§ Requirement
All of the material below is to be repeated exactly.

§ Given material
"""

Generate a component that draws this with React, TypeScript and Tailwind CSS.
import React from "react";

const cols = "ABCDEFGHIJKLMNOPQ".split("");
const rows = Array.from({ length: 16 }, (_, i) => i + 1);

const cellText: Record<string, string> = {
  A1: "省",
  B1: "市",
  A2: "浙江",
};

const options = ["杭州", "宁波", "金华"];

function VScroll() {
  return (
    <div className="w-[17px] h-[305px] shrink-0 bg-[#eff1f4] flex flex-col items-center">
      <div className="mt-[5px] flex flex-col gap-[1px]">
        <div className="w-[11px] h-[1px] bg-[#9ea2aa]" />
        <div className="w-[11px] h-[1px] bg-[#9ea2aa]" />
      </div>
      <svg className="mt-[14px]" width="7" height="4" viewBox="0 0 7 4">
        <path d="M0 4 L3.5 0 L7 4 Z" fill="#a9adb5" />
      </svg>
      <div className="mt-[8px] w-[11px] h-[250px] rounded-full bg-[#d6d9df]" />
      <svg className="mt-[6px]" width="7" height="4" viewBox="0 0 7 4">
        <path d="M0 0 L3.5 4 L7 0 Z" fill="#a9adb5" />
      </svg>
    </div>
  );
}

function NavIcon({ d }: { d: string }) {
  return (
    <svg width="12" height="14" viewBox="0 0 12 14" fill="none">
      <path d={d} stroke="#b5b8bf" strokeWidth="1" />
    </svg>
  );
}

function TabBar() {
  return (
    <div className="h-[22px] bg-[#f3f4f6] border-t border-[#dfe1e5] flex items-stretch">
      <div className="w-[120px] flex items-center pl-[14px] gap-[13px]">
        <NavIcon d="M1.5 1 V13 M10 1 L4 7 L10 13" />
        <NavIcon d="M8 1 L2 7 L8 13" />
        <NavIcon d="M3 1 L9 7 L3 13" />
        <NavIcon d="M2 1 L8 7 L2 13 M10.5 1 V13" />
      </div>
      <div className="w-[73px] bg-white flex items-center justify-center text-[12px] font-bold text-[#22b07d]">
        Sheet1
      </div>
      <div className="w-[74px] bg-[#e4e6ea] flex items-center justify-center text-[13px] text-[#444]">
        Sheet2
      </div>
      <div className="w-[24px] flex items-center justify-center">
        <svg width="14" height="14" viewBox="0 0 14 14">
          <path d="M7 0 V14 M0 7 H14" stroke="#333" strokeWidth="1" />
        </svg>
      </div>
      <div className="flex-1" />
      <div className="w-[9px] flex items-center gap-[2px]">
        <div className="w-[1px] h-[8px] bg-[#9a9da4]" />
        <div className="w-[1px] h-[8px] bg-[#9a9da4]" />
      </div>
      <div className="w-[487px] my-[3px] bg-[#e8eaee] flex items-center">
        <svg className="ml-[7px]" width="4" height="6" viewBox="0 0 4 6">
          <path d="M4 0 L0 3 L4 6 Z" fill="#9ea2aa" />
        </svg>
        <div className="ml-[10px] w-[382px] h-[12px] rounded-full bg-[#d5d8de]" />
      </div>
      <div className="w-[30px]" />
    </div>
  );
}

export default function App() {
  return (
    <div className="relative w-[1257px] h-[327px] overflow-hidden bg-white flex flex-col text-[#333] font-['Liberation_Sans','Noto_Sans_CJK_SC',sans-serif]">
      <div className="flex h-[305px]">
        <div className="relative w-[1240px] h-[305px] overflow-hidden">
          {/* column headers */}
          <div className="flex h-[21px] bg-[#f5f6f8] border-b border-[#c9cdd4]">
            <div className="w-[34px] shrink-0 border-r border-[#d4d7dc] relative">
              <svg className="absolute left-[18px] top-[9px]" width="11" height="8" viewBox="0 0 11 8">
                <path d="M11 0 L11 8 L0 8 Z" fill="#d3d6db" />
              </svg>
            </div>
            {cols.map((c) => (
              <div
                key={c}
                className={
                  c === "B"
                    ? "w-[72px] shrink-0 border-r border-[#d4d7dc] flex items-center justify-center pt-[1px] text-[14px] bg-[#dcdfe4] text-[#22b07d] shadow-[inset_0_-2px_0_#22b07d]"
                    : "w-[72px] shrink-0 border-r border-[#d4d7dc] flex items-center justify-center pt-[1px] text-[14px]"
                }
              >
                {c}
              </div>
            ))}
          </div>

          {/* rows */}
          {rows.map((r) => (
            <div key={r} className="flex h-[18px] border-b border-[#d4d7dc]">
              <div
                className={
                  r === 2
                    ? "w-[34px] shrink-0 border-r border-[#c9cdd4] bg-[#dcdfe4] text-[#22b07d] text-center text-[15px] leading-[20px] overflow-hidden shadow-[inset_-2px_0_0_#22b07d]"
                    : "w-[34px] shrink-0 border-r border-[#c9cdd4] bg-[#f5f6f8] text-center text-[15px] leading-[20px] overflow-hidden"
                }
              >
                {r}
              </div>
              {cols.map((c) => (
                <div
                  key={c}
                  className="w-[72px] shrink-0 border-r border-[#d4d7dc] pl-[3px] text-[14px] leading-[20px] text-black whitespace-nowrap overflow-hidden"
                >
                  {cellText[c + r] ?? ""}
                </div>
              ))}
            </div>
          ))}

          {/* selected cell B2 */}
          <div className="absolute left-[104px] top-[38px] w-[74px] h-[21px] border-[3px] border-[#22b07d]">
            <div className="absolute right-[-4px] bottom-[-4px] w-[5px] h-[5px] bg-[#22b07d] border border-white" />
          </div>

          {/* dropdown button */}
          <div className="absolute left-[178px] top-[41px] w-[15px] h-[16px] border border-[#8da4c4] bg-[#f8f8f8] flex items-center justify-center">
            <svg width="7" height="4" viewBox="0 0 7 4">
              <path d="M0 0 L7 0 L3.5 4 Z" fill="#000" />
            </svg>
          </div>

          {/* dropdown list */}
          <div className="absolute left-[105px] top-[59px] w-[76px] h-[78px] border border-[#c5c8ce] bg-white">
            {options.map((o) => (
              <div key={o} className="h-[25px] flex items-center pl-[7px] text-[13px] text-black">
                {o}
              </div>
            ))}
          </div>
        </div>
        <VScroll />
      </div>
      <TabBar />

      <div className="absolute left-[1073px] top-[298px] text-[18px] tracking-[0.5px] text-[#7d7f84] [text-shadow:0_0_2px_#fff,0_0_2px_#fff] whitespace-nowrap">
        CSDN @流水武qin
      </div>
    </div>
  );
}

"""

§ Task answer
Generate a component that draws this with React, TypeScript and Tailwind CSS.
import React from "react";

const cols = "ABCDEFGHIJKLMNOPQ".split("");
const rows = Array.from({ length: 16 }, (_, i) => i + 1);

const cellText: Record<string, string> = {
  A1: "省",
  B1: "市",
  A2: "浙江",
};

const options = ["杭州", "宁波", "金华"];

function VScroll() {
  return (
    <div className="w-[17px] h-[305px] shrink-0 bg-[#eff1f4] flex flex-col items-center">
      <div className="mt-[5px] flex flex-col gap-[1px]">
        <div className="w-[11px] h-[1px] bg-[#9ea2aa]" />
        <div className="w-[11px] h-[1px] bg-[#9ea2aa]" />
      </div>
      <svg className="mt-[14px]" width="7" height="4" viewBox="0 0 7 4">
        <path d="M0 4 L3.5 0 L7 4 Z" fill="#a9adb5" />
      </svg>
      <div className="mt-[8px] w-[11px] h-[250px] rounded-full bg-[#d6d9df]" />
      <svg className="mt-[6px]" width="7" height="4" viewBox="0 0 7 4">
        <path d="M0 0 L3.5 4 L7 0 Z" fill="#a9adb5" />
      </svg>
    </div>
  );
}

function NavIcon({ d }: { d: string }) {
  return (
    <svg width="12" height="14" viewBox="0 0 12 14" fill="none">
      <path d={d} stroke="#b5b8bf" strokeWidth="1" />
    </svg>
  );
}

function TabBar() {
  return (
    <div className="h-[22px] bg-[#f3f4f6] border-t border-[#dfe1e5] flex items-stretch">
      <div className="w-[120px] flex items-center pl-[14px] gap-[13px]">
        <NavIcon d="M1.5 1 V13 M10 1 L4 7 L10 13" />
        <NavIcon d="M8 1 L2 7 L8 13" />
        <NavIcon d="M3 1 L9 7 L3 13" />
        <NavIcon d="M2 1 L8 7 L2 13 M10.5 1 V13" />
      </div>
      <div className="w-[73px] bg-white flex items-center justify-center text-[12px] font-bold text-[#22b07d]">
        Sheet1
      </div>
      <div className="w-[74px] bg-[#e4e6ea] flex items-center justify-center text-[13px] text-[#444]">
        Sheet2
      </div>
      <div className="w-[24px] flex items-center justify-center">
        <svg width="14" height="14" viewBox="0 0 14 14">
          <path d="M7 0 V14 M0 7 H14" stroke="#333" strokeWidth="1" />
        </svg>
      </div>
      <div className="flex-1" />
      <div className="w-[9px] flex items-center gap-[2px]">
        <div className="w-[1px] h-[8px] bg-[#9a9da4]" />
        <div className="w-[1px] h-[8px] bg-[#9a9da4]" />
      </div>
      <div className="w-[487px] my-[3px] bg-[#e8eaee] flex items-center">
        <svg className="ml-[7px]" width="4" height="6" viewBox="0 0 4 6">
          <path d="M4 0 L0 3 L4 6 Z" fill="#9ea2aa" />
        </svg>
        <div className="ml-[10px] w-[382px] h-[12px] rounded-full bg-[#d5d8de]" />
      </div>
      <div className="w-[30px]" />
    </div>
  );
}

export default function App() {
  return (
    <div className="relative w-[1257px] h-[327px] overflow-hidden bg-white flex flex-col text-[#333] font-['Liberation_Sans','Noto_Sans_CJK_SC',sans-serif]">
      <div className="flex h-[305px]">
        <div className="relative w-[1240px] h-[305px] overflow-hidden">
          {/* column headers */}
          <div className="flex h-[21px] bg-[#f5f6f8] border-b border-[#c9cdd4]">
            <div className="w-[34px] shrink-0 border-r border-[#d4d7dc] relative">
              <svg className="absolute left-[18px] top-[9px]" width="11" height="8" viewBox="0 0 11 8">
                <path d="M11 0 L11 8 L0 8 Z" fill="#d3d6db" />
              </svg>
            </div>
            {cols.map((c) => (
              <div
                key={c}
                className={
                  c === "B"
                    ? "w-[72px] shrink-0 border-r border-[#d4d7dc] flex items-center justify-center pt-[1px] text-[14px] bg-[#dcdfe4] text-[#22b07d] shadow-[inset_0_-2px_0_#22b07d]"
                    : "w-[72px] shrink-0 border-r border-[#d4d7dc] flex items-center justify-center pt-[1px] text-[14px]"
                }
              >
                {c}
              </div>
            ))}
          </div>

          {/* rows */}
          {rows.map((r) => (
            <div key={r} className="flex h-[18px] border-b border-[#d4d7dc]">
              <div
                className={
                  r === 2
                    ? "w-[34px] shrink-0 border-r border-[#c9cdd4] bg-[#dcdfe4] text-[#22b07d] text-center text-[15px] leading-[20px] overflow-hidden shadow-[inset_-2px_0_0_#22b07d]"
                    : "w-[34px] shrink-0 border-r border-[#c9cdd4] bg-[#f5f6f8] text-center text-[15px] leading-[20px] overflow-hidden"
                }
              >
                {r}
              </div>
              {cols.map((c) => (
                <div
                  key={c}
                  className="w-[72px] shrink-0 border-r border-[#d4d7dc] pl-[3px] text-[14px] leading-[20px] text-black whitespace-nowrap overflow-hidden"
                >
                  {cellText[c + r] ?? ""}
                </div>
              ))}
            </div>
          ))}

          {/* selected cell B2 */}
          <div className="absolute left-[104px] top-[38px] w-[74px] h-[21px] border-[3px] border-[#22b07d]">
            <div className="absolute right-[-4px] bottom-[-4px] w-[5px] h-[5px] bg-[#22b07d] border border-white" />
          </div>

          {/* dropdown button */}
          <div className="absolute left-[178px] top-[41px] w-[15px] h-[16px] border border-[#8da4c4] bg-[#f8f8f8] flex items-center justify-center">
            <svg width="7" height="4" viewBox="0 0 7 4">
              <path d="M0 0 L7 0 L3.5 4 Z" fill="#000" />
            </svg>
          </div>

          {/* dropdown list */}
          <div className="absolute left-[105px] top-[59px] w-[76px] h-[78px] border border-[#c5c8ce] bg-white">
            {options.map((o) => (
              <div key={o} className="h-[25px] flex items-center pl-[7px] text-[13px] text-black">
                {o}
              </div>
            ))}
          </div>
        </div>
        <VScroll />
      </div>
      <TabBar />

      <div className="absolute left-[1073px] top-[298px] text-[18px] tracking-[0.5px] text-[#7d7f84] [text-shadow:0_0_2px_#fff,0_0_2px_#fff] whitespace-nowrap">
        CSDN @流水武qin
      </div>
    </div>
  );
}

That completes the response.